[Web page code records]
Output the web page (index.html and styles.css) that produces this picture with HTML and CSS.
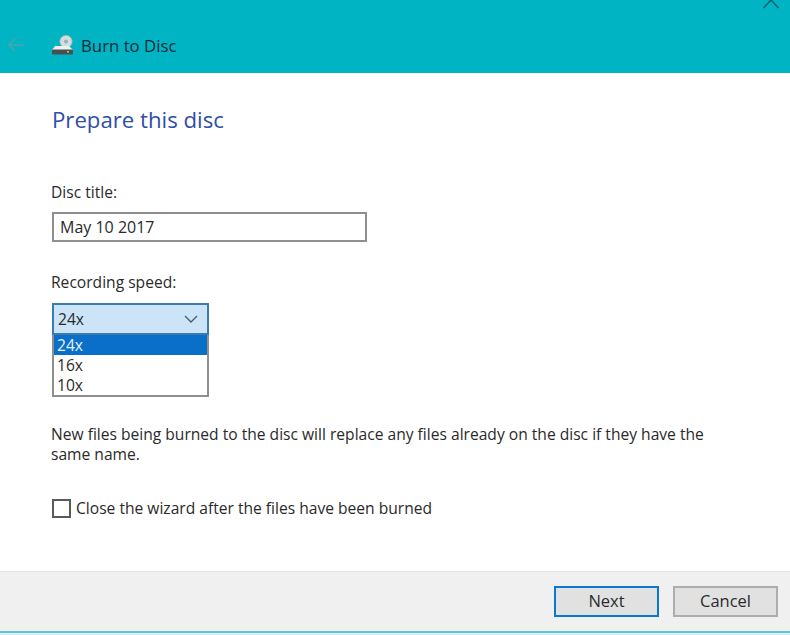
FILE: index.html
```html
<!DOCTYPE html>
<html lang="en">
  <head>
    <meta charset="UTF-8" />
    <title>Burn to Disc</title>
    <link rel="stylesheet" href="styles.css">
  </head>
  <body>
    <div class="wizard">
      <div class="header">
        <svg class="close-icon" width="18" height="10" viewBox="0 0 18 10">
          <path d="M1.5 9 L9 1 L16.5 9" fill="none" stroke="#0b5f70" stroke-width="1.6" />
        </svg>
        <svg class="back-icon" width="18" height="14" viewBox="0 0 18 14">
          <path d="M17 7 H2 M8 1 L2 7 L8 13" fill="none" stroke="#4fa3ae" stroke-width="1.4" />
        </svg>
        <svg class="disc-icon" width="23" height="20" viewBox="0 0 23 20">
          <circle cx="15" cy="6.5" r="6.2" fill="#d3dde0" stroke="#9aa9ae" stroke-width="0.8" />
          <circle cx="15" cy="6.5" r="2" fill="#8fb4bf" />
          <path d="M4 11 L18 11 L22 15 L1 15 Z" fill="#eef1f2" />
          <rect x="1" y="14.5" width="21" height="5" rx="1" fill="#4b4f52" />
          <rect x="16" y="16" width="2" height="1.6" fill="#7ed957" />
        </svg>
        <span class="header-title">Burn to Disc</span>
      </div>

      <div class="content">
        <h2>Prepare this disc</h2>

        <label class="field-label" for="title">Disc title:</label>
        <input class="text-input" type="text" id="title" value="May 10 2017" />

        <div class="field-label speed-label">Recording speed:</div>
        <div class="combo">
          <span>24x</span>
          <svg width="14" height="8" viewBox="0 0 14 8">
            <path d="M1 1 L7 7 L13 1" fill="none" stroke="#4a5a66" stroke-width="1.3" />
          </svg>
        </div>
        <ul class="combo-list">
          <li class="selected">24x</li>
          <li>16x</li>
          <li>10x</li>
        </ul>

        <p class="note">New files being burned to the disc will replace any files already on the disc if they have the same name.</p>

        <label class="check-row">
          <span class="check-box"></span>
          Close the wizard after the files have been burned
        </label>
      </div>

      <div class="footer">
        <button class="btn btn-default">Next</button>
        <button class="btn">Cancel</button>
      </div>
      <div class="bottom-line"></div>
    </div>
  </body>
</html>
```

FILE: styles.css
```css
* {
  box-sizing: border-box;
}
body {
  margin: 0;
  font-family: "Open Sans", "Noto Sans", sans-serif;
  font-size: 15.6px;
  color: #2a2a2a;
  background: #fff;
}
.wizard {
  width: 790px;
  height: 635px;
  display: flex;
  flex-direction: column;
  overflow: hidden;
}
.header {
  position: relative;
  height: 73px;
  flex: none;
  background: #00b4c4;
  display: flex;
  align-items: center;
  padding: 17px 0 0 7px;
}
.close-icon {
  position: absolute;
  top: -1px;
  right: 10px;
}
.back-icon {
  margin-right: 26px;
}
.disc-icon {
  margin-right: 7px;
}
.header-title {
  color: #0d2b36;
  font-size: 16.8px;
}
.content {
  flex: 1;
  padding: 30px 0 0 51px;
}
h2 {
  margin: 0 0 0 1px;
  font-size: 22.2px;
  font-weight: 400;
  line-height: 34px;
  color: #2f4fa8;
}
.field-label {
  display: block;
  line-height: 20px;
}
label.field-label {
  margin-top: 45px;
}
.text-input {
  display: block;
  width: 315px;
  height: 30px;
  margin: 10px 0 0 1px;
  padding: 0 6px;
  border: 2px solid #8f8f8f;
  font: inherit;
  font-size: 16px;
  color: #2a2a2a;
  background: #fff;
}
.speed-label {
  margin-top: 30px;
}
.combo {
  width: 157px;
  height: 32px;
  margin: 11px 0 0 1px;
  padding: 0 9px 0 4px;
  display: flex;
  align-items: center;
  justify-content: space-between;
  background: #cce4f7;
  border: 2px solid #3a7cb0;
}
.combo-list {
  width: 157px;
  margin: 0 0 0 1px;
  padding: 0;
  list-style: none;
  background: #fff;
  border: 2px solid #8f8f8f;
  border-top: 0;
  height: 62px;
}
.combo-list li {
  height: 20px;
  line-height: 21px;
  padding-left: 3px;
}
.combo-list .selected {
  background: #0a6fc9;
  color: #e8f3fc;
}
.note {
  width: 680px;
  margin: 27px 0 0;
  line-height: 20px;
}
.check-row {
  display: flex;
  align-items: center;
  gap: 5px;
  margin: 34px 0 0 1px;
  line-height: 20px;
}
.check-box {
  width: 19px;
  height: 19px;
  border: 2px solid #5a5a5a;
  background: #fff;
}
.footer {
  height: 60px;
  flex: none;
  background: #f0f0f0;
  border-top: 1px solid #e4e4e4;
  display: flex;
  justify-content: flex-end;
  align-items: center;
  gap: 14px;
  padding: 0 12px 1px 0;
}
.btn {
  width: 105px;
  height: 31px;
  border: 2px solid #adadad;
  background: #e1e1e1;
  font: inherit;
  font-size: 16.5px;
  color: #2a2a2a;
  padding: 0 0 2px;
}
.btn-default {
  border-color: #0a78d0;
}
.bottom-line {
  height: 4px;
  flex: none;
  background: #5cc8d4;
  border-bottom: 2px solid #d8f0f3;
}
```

==

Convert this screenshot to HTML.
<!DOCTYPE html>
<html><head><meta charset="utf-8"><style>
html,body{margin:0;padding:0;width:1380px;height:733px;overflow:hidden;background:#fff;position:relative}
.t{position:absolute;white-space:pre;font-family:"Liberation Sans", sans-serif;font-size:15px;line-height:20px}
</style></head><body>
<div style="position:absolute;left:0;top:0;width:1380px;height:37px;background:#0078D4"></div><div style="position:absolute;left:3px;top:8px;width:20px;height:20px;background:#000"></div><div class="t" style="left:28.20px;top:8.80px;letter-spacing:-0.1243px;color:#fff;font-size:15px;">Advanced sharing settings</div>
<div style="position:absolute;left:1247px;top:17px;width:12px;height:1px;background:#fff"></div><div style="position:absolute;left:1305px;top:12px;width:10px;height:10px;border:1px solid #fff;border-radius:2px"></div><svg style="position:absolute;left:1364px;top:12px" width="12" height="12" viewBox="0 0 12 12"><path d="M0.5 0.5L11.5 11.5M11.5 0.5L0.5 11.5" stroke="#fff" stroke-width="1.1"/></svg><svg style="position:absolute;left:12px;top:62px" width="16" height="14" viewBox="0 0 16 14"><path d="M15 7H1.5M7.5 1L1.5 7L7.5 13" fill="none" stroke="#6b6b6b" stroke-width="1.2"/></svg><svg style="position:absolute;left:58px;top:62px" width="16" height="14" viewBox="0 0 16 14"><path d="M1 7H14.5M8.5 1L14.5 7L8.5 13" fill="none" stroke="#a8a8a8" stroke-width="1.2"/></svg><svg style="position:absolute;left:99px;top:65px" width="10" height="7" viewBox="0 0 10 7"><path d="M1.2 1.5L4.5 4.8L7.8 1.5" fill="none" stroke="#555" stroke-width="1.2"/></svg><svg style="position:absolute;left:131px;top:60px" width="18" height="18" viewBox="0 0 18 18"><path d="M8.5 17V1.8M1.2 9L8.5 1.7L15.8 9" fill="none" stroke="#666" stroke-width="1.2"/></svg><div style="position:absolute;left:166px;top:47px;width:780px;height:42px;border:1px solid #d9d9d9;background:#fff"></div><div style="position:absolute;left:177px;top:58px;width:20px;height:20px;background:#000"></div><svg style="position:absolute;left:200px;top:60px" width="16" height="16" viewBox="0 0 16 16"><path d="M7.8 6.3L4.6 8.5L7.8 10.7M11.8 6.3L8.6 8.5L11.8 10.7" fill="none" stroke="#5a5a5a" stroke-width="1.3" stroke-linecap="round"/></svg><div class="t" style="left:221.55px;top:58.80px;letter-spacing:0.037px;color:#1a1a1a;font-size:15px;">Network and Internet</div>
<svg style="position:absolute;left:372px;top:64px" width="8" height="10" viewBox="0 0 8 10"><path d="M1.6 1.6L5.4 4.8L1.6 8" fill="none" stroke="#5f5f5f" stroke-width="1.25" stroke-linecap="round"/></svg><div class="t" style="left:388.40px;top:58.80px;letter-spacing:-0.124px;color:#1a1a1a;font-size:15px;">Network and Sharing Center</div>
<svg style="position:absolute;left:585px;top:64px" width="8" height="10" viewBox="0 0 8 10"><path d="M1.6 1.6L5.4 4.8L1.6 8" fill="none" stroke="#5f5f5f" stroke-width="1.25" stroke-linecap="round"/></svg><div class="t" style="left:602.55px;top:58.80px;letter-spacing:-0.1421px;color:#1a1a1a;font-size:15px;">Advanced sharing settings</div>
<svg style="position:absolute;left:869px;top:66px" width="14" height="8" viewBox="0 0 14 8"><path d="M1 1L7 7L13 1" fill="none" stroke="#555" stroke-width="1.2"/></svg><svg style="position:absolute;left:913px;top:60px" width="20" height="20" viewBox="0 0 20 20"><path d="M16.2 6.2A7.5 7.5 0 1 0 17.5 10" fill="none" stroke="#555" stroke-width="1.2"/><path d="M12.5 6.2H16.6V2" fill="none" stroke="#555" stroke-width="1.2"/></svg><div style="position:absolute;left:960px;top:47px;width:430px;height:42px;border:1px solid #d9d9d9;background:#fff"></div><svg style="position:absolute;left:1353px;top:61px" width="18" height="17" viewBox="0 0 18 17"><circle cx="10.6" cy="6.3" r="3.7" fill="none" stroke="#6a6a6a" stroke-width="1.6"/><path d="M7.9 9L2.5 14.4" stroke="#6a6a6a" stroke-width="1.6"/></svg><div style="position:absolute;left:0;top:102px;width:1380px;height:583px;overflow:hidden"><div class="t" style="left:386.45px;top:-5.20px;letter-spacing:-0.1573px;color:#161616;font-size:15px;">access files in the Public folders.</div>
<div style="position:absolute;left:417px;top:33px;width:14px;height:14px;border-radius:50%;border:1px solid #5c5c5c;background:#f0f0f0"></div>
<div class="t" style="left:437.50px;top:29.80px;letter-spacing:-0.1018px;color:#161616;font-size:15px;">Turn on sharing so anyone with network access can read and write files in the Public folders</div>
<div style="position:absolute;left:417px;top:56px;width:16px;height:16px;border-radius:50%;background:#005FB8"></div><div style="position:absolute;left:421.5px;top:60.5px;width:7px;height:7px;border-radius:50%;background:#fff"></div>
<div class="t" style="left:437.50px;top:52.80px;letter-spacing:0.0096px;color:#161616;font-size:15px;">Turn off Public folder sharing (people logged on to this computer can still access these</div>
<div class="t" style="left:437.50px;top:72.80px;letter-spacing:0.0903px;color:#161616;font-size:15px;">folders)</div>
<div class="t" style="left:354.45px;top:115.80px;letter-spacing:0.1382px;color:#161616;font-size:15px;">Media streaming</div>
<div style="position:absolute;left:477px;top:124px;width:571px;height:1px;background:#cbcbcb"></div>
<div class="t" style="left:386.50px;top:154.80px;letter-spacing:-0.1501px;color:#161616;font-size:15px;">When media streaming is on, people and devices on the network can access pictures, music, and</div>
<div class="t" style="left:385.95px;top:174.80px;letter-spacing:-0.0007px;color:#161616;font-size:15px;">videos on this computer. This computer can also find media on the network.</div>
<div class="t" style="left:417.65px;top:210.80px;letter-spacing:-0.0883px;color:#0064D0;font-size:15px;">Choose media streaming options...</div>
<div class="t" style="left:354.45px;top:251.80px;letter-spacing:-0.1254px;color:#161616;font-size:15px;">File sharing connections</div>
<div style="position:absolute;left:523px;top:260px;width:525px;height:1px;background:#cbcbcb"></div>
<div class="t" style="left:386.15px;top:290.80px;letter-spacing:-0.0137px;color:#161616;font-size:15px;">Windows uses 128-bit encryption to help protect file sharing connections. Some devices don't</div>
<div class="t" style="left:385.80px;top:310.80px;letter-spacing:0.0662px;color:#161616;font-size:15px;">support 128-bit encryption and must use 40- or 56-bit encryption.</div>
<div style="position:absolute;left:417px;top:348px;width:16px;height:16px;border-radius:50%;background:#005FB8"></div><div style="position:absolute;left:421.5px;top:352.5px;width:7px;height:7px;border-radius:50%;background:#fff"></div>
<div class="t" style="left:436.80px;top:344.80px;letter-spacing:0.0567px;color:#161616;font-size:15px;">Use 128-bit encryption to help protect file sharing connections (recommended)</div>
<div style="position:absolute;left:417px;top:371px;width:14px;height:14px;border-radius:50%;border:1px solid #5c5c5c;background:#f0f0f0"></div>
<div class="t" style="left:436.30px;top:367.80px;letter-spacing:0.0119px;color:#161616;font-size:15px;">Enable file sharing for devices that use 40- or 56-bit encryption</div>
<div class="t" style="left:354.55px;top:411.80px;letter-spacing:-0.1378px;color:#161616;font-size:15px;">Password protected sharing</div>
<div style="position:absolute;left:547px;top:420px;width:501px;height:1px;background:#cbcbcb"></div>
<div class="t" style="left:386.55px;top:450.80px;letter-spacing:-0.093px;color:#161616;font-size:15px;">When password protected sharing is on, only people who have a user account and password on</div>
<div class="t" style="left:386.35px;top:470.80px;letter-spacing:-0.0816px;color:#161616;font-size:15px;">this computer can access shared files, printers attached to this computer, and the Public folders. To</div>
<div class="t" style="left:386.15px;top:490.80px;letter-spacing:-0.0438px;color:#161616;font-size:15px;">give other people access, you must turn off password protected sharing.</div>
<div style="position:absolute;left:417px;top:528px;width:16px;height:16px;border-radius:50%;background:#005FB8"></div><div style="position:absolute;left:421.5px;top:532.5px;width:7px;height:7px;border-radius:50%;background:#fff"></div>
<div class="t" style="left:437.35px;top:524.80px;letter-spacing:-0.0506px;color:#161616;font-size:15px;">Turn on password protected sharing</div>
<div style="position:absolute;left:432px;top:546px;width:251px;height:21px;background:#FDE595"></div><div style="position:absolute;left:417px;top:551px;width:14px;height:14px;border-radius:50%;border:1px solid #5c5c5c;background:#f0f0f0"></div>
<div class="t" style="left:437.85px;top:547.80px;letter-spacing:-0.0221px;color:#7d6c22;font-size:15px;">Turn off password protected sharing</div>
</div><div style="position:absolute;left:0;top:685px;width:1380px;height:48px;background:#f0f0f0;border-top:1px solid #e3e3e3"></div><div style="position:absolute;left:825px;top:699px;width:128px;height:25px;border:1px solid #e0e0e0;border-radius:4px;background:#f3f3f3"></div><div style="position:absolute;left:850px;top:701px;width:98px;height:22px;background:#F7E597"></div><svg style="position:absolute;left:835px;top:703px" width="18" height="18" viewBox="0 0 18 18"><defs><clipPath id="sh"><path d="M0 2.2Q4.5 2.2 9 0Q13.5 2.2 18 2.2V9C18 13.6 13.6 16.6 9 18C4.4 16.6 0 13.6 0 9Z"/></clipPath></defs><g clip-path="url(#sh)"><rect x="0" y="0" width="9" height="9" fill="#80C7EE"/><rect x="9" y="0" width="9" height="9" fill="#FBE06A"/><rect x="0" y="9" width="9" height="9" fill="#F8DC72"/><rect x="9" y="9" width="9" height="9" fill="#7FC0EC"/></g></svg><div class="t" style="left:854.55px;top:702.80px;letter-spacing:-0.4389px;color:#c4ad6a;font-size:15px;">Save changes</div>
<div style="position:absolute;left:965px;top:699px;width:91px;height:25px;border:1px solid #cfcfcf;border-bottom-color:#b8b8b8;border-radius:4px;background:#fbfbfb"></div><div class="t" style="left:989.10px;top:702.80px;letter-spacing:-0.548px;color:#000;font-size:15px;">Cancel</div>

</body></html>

...

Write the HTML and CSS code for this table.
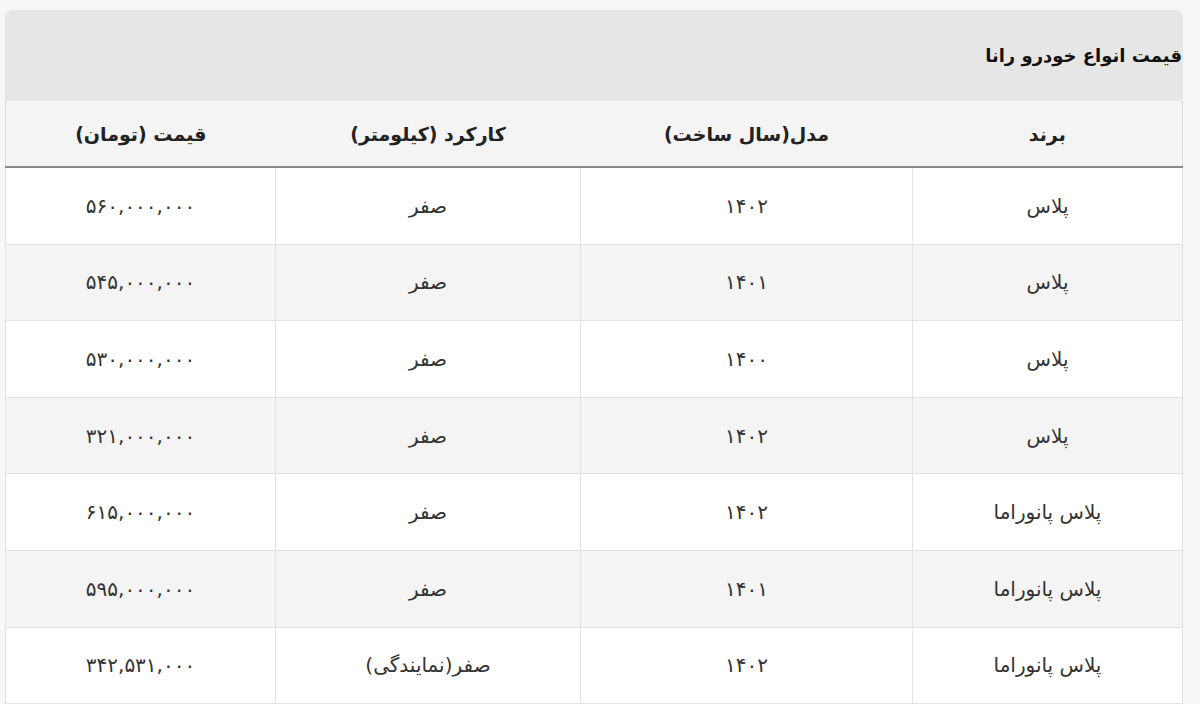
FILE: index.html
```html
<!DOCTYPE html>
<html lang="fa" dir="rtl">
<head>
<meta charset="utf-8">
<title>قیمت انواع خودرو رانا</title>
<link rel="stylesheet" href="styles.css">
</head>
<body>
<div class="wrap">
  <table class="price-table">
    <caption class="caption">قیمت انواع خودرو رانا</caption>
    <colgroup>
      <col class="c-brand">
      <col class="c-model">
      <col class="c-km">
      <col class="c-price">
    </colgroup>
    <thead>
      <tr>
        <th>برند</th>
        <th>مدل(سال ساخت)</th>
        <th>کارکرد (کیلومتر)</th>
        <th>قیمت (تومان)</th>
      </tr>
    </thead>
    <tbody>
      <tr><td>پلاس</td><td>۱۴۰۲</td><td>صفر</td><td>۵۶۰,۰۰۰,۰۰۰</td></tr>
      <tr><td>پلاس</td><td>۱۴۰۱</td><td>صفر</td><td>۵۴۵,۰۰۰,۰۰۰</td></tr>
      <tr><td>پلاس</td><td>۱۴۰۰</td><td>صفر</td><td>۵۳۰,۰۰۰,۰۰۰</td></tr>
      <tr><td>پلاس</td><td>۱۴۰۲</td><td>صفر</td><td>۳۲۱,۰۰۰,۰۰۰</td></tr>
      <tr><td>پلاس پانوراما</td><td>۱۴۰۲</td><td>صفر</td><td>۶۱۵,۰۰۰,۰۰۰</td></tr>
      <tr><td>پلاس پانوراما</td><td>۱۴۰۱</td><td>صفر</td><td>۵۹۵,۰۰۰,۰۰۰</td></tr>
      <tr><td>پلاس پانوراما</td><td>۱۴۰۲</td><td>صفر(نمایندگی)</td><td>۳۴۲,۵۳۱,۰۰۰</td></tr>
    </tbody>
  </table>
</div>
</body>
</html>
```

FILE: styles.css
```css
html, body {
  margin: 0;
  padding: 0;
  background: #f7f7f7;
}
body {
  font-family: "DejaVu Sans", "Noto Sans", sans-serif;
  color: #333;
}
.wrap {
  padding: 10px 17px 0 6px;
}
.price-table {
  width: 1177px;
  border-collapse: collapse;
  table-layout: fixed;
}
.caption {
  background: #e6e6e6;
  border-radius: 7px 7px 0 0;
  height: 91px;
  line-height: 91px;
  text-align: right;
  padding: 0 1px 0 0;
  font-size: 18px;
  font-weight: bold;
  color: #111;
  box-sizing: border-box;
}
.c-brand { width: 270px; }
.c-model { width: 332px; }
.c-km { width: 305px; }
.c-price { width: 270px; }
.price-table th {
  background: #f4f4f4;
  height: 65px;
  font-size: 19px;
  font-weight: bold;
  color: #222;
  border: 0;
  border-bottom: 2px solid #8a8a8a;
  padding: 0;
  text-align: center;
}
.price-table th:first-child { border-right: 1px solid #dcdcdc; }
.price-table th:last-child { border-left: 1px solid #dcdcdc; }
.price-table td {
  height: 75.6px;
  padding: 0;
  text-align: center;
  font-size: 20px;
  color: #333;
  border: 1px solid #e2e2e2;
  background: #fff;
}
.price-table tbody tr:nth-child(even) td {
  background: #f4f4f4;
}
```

= Instructions to follow =
Copy and report every line where the word "with" is present.

= Solution for this task =
Output the web page (index.html and styles.css) that produces this picture with HTML and CSS.
<div class="t" style="left:437.50px;top:29.80px;letter-spacing:-0.1018px;color:#161616;font-size:15px;">Turn on sharing so anyone with network access can read and write files in the Public folders</div>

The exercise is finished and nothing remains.